Patel is the founder and executive director of Interfaith Youth Core, a Chicago-based international organization that brings young people from different faith communities together to build understanding and cooperation. He earned his doctorate in the sociology of religion from Oxford University, where he studied on a Rhodes scholarship. During his tenure at Oxford, he spent much of his time traveling and running interfaith youth service programs in Africa, Asia, and Europe, gathering the methods and information that have proven key to his organization. Today, Patel is a regular guest on Chicago Public Radio and a frequent contributor to the op-ed pages of the Chicago Tribune. He also has written for The Harvard Divinity School Bulletin, Utne Magazine, The Journal of Muslim Law. He also serves on the boards of the International Interfaith Center, CrossCurrents Magazine and Duke University’s Islamic Studies Center. Patel is currently writing a book on the role of religious youth in the 21st century for Beacon Press


MICHELLE KINNEY

Cellist Michelle Kinney is a composer, performer, collaborator and recording artist whose talent is called on by new music innovators and pop artists alike.
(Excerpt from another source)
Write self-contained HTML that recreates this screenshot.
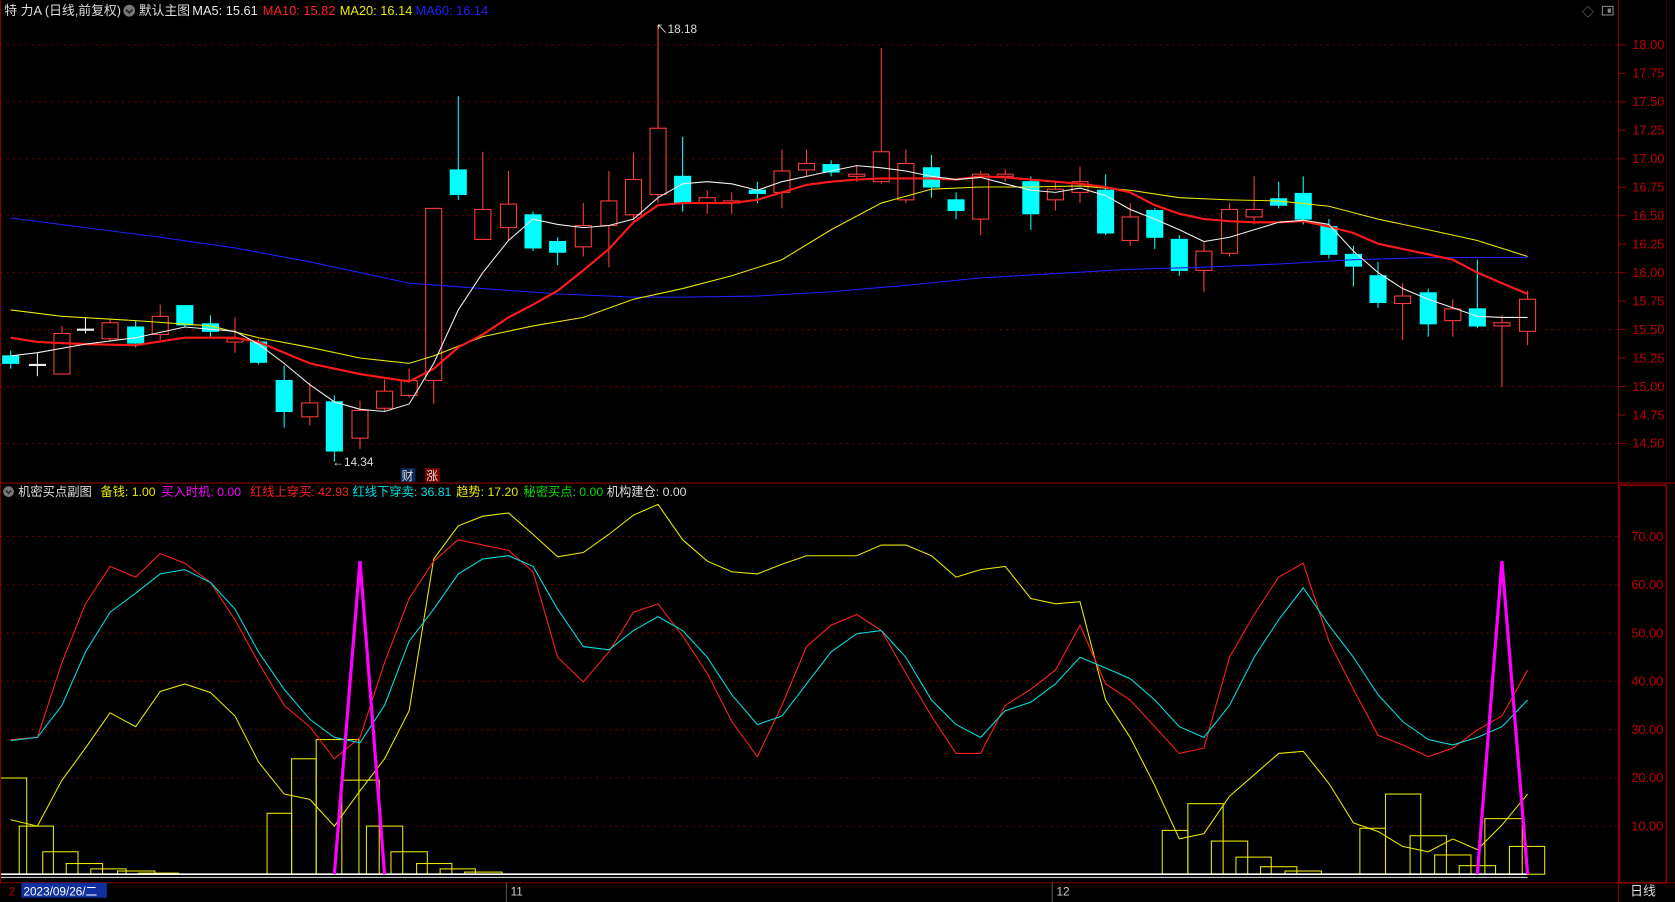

In addition to performing in her own bands (Jelloslave), Michelle has played with a range of musicians, including Gearoge Cartwright, Sheryl Crow, Steve Tibbets, Natalie Merchant, John Cale, Richie Havens, Lou Reed in studio, on tour, television (Tonight Show, Letterman), and stages around the world.

​NIRMALA RAJASEKAR

Nirmala Rajasekar is an accomplished veena player and vocalist. She performs Carnatic Music, a classical music system which has its origins in South India. A performing artist for more than 25 years, Nirmala believes in the connective power of music. In this way, she enjoys collaborating and performing with artists of other genres, such as the work she and cellist Michelle Kinney are bringing to the PUSH stage.

ANTHEA BUTLER

Anthea Butler is Assistant Professor of Religion at the University of Rochester and teaches in the areas of African American religious history, American religious history, and women and gender studies. She also serves as a steering committee member of the Frederick Douglass Institute for African and African American Studies and as a faculty associate of the Susan B. Anthony Institute for Gender and Women’s Studies. Her recent book, Women in the Church of God in Christ: Making a Sanctified World (University of North Carolina Press, 2007) is a history of the Women’s Department of the Church of God in Christ (COGIC), focusing on COGIC women’s appropriation of the church mother as an avenue for spiritual and civic leadership in the twentieth century.